Hi guys, sorry if this is the wrong place to post, but nearest I could find.

I have been thinking about the air resistance and subsequent heat generated when a spacecraft re-enters the atmosphere. In the past I have done A level physics and maths, but we always neglected air resistance.

How would you go about approximating the drag on a lander as it comes down through the atmosphere? I do not need an exact calculation, I imagine a good approximation would depend on the velocity and surface area of the lander, as well as the density of the air.

I am also interested about the heat generated from friction, though this is less important more of a curiosity. I am familiar with the very basics of thermodynamics, but I do not remember dealing with surface areas, which I assume will be very important regarding the rate of heat transfer.

I realise this is kind of a vague question, just really looking for some avenues to explore.

Thanks for reading.

Thanks jjd, haven't read all of that article yet, but after a short browse it looks very useful :)

Here is the basic formula for air drag:

Fd = 0.5 * Cd * Rho * Velocity^2 * A

Where:

*Fd is the drag force in newtons, applied to the opposite direction of the velocity.

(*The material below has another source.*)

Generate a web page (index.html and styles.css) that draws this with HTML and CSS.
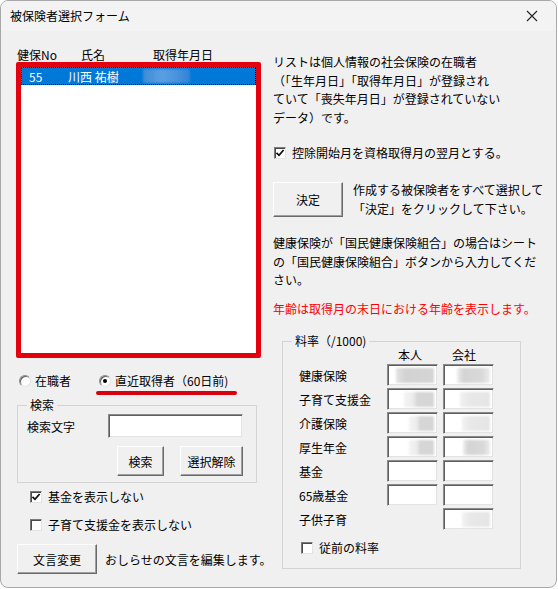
FILE: index.html
```html
<!DOCTYPE html>
<html lang="ja">
<head>
    <meta charset="UTF-8">
    <meta name="viewport" content="width=device-width, initial-scale=1.0">
    <title>被保険者選択フォーム</title>
    <link rel="stylesheet" href="styles.css">
</head>
<body>
    <div class="window">
        <div class="titlebar">
            <span class="title">被保険者選択フォーム</span>
            <svg class="close" width="12" height="12" viewBox="0 0 12 12">
                <path d="M1 1 L11 11 M11 1 L1 11" stroke="#222" stroke-width="1.1" fill="none"/>
            </svg>
        </div>
        <div class="client">
            <!-- columna izquierda: lista y busqueda -->
            <div class="left">
                <div class="list-head">
                    <span class="c-no">健保No</span>
                    <span class="c-name">氏名</span>
                    <span class="c-date">取得年月日</span>
                </div>
                <div class="listbox">
                    <div class="row selected">
                        <span class="c-no">55</span>
                        <span class="c-name">川西 祐樹</span>
                        <span class="c-date"><i class="blur-date"></i></span>
                    </div>
                </div>
                <div class="radios">
                    <label class="radio"><span class="dot"></span>在職者</label>
                    <label class="radio on"><span class="dot"></span>直近取得者（60日前)</label>
                </div>
                <div class="mark-line"></div>
                <fieldset class="group search">
                    <legend>検索</legend>
                    <div class="field-row">
                        <span class="lbl">検索文字</span>
                        <div class="textbox wide"></div>
                    </div>
                    <div class="btn-row">
                        <button class="btn b-search">検索</button>
                        <button class="btn b-clear">選択解除</button>
                    </div>
                </fieldset>
                <label class="check first">
                    <span class="box"><svg width="10" height="10" viewBox="0 0 10 10"><path d="M1.5 4.8 L4 7.3 L8.6 2" stroke="#111" stroke-width="1.8" fill="none"/></svg></span>
                    基金を表示しない
                </label>
                <label class="check">
                    <span class="box"></span>
                    子育て支援金を表示しない
                </label>
                <div class="foot">
                    <button class="btn b-text">文言変更</button>
                    <span class="foot-text">おしらせの文言を編集します。</span>
                </div>
            </div>

            <!-- columna derecha: avisos y tasas -->
            <div class="right">
                <p class="note">リストは個人情報の社会保険の在職者<br>（「生年月日」「取得年月日」が登録され<br>ていて「喪失年月日」が登録されていない<br>データ）です。</p>
                <label class="check top-check">
                    <span class="box"><svg width="10" height="10" viewBox="0 0 10 10"><path d="M1.5 4.8 L4 7.3 L8.6 2" stroke="#111" stroke-width="1.8" fill="none"/></svg></span>
                    控除開始月を資格取得月の翌月とする。
                </label>
                <div class="decide">
                    <button class="btn b-ok">決定</button>
                    <p>作成する被保険者をすべて選択して<br>「決定」をクリックして下さい。</p>
                </div>
                <p class="note kokuho">健康保険が「国民健康保険組合」の場合はシート<br>の「国民健康保険組合」ボタンから入力してくだ<br>さい。</p>
                <p class="note warn">年齢は取得月の末日における年齢を表示します。</p>
                <fieldset class="group rates">
                    <legend>料率（/1000)</legend>
                    <div class="rate-grid">
                        <span></span><span class="h1">本人</span><span class="h2">会社</span>
                        <span class="lbl">健康保険</span>
                        <div class="textbox"><i class="v dark" style="width:38px"></i></div>
                        <div class="textbox"><i class="v mid" style="width:33px"></i></div>
                        <span class="lbl">子育て支援金</span>
                        <div class="textbox"><i class="v fade" style="width:30px"></i></div>
                        <div class="textbox"><i class="v light" style="width:30px"></i></div>
                        <span class="lbl">介護保険</span>
                        <div class="textbox"><i class="v fade" style="width:25px"></i></div>
                        <div class="textbox"><i class="v light" style="width:28px"></i></div>
                        <span class="lbl">厚生年金</span>
                        <div class="textbox"><i class="v fade" style="width:25px"></i></div>
                        <div class="textbox"><i class="v mid" style="width:27px"></i></div>
                        <span class="lbl">基金</span>
                        <div class="textbox"></div>
                        <div class="textbox"></div>
                        <span class="lbl">65歳基金</span>
                        <div class="textbox"></div>
                        <div class="textbox"></div>
                        <span class="lbl">子供子育</span>
                        <span></span>
                        <div class="textbox"><i class="v light" style="width:28px"></i></div>
                    </div>
                    <label class="check old-rate">
                        <span class="box"></span>
                        従前の料率
                    </label>
                </fieldset>
            </div>
        </div>
    </div>
</body>
</html>
```

FILE: styles.css
```css
* {
    box-sizing: border-box;
}

body {
    margin: 0;
    padding: 0;
    background-color: #ffffff;
    font-family: "Noto Sans CJK JP", "Noto Sans", sans-serif;
    font-size: 12px;
    color: #000000;
}

.window {
    width: 557px;
    height: 588px;
    border: 1px solid #a8a8a8;
    border-radius: 8px;
    background-color: #f0f0f0;
    overflow: hidden;
}

.titlebar {
    height: 30px;
    display: flex;
    align-items: center;
    justify-content: space-between;
    padding: 0 18px 0 9px;
    background-color: #f3f3f3;
}

.title {
    line-height: 16px;
}

.close {
    display: block;
}

.client {
    display: flex;
    gap: 12px;
    padding: 16px 0 0 15px;
}

.left {
    width: 245px;
    flex-shrink: 0;
}

.right {
    width: 280px;
    padding-top: 6px;
}

/* cabecera y lista */
.list-head {
    display: flex;
    height: 15px;
    line-height: 15px;
    padding-left: 1px;
}

.list-head .c-no {
    width: 64px;
}

.list-head .c-name {
    width: 72px;
}

.listbox {
    height: 296px;
    border: 5px solid #e3000f;
    border-radius: 2px;
    background-color: #ffffff;
}

.row {
    display: flex;
    align-items: center;
    height: 18px;
    padding-left: 8px;
}

.row.selected {
    background-color: #0078d7;
    color: #ffffff;
    outline: 1px dotted #000000;
    outline-offset: -1px;
}

.row .c-no {
    width: 39px;
}

.row .c-name {
    width: 75px;
}

.blur-date {
    display: block;
    width: 47px;
    height: 14px;
    background: linear-gradient(to right, #3f8bd6, #5a9fe2 40%, #4b93dc 70%, #2f83d8);
    filter: blur(1px);
}

/* opciones */
.radios {
    display: flex;
    height: 16px;
    line-height: 16px;
    margin-top: 15px;
    padding-left: 3px;
}

.radio {
    display: flex;
    align-items: center;
    gap: 4px;
    margin-right: 28px;
}

.dot {
    width: 12px;
    height: 12px;
    border-radius: 50%;
    background-color: #ffffff;
    border: 1px solid #8a8a8a;
    border-right-color: #e3e3e3;
    border-bottom-color: #e3e3e3;
    box-shadow: inset 1px 1px 0 #5f5f5f;
    position: relative;
}

.radio.on .dot::after {
    content: "";
    position: absolute;
    left: 3px;
    top: 3px;
    width: 4px;
    height: 4px;
    border-radius: 50%;
    background-color: #000000;
}

.mark-line {
    width: 141px;
    height: 4px;
    margin: 2px 0 0 80px;
    border-radius: 2px;
    background-color: #d8000f;
}

/* marcos */
.group {
    margin: 0;
    border: 1px solid #d3d3d3;
    min-width: 0;
}

.group legend {
    line-height: 14px;
    padding: 0 3px;
    margin-left: 0;
}

.search {
    margin: 3px 0 0 1px;
    width: 240px;
    padding: 2px 13px 6px 9px;
}

.field-row {
    display: flex;
    align-items: center;
    justify-content: space-between;
}

.textbox {
    height: 24px;
    background-color: #ffffff;
    border: 1px solid;
    border-color: #8a8a8a #f0f0f0 #f0f0f0 #8a8a8a;
    box-shadow: inset 1px 1px 0 #5f5f5f, inset -1px -1px 0 #e3e3e3;
    display: flex;
    justify-content: flex-end;
    align-items: center;
    padding-right: 3px;
}

.textbox.wide {
    width: 135px;
}

.btn-row {
    display: flex;
    justify-content: flex-end;
    gap: 16px;
    margin-top: 8px;
}

.btn {
    font-family: inherit;
    font-size: 12px;
    color: #000000;
    background-color: #f0f0f0;
    border: 1px solid;
    border-color: #ffffff #6a6a6a #6a6a6a #ffffff;
    box-shadow: inset -1px -1px 0 #a0a0a0;
    padding: 0;
    border-radius: 0;
}

.b-search {
    width: 47px;
    height: 30px;
}

.b-clear {
    width: 63px;
    height: 30px;
}

/* casillas */
.check {
    display: flex;
    align-items: center;
    height: 16px;
    line-height: 16px;
    gap: 6px;
}

.box {
    width: 12px;
    height: 12px;
    background-color: #ffffff;
    border: 1px solid;
    border-color: #7a7a7a #e3e3e3 #e3e3e3 #7a7a7a;
    box-shadow: inset 1px 1px 0 #4a4a4a;
    display: flex;
    align-items: center;
    justify-content: center;
}

.box svg {
    display: block;
}

.left .check {
    padding-left: 14px;
    margin-top: 12px;
}

.left .check.first {
    margin-top: 6px;
}

.foot {
    display: flex;
    align-items: center;
    gap: 8px;
    margin-top: 11px;
    padding-left: 1px;
}

.foot-text {
    white-space: nowrap;
}

.b-text {
    width: 80px;
    height: 30px;
    flex-shrink: 0;
}

/* textos de la derecha */
.note {
    margin: 0;
    line-height: 18.5px;
    white-space: nowrap;
}

.top-check {
    margin-top: 18px;
    padding-left: 1px;
}

.decide {
    display: flex;
    align-items: center;
    gap: 10px;
    margin-top: 19px;
}

.decide p {
    margin: 0;
    line-height: 19px;
    white-space: nowrap;
}

.b-ok {
    width: 70px;
    height: 35px;
    flex-shrink: 0;
}

.kokuho {
    margin-top: 16px;
}

.warn {
    margin-top: 10px;
    color: #ff0000;
}

.rates {
    margin: 16px 0 0 9px;
    width: 239px;
    padding: 0 10px 12px 16px;
}

.rates legend {
    margin-left: -7px;
}

.rate-grid {
    display: grid;
    grid-template-columns: 83px 51px 51px;
    grid-template-rows: 14px repeat(7, 22px);
    column-gap: 5px;
    row-gap: 2px;
    align-items: center;
}

.rate-grid .h1,
.rate-grid .h2 {
    align-self: start;
    line-height: 14px;
}

.rate-grid .h1 {
    padding-left: 11px;
}

.rate-grid .h2 {
    padding-left: 9px;
}

.rate-grid .textbox {
    height: 22px;
}

.v {
    display: block;
    height: 15px;
    filter: blur(0.8px);
}

.v.dark {
    background: linear-gradient(to right, #e4e4e4, #d2d2d2 25%, #d5d5d5);
}

.v.mid {
    background: linear-gradient(to right, #eeeeee, #d4d4d4 20%, #d9d9d9 75%, #ececec);
}

.v.fade {
    background: linear-gradient(to right, #f4f4f4, #ececec 30%, #d6d6d6 45%, #d6d6d6);
}

.v.light {
    background: linear-gradient(to right, #f2f2f2, #e8e8e8 30%, #e6e6e6);
}

.old-rate {
    margin-top: 10px;
    padding-left: 2px;
}
```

*Cd is the coefficient of drag - this is determined in wind tunnel test. It is a constant which you can tweak to your preference, but there are some examples of the Cd of different primitives to be found here: http://en.wikipedia.org/wiki/File:14ilf1l.svg

*Rho is the density of air. This can be tricky since it changes with temperature, and temperature drops at higher altitudes. Air humidity also affects density. I don't know the exact equation for this, but i suggest you use a constant air humidity, and then sample data from this calculator (http://www.denysschen.com/catalogue/density.aspx) and then make a function out of these points. You might have to find samples of air temerature at different altitudes aswell, but that should not be hard.

*Velocity relative to the airflow.

*A is the reference area in square meters.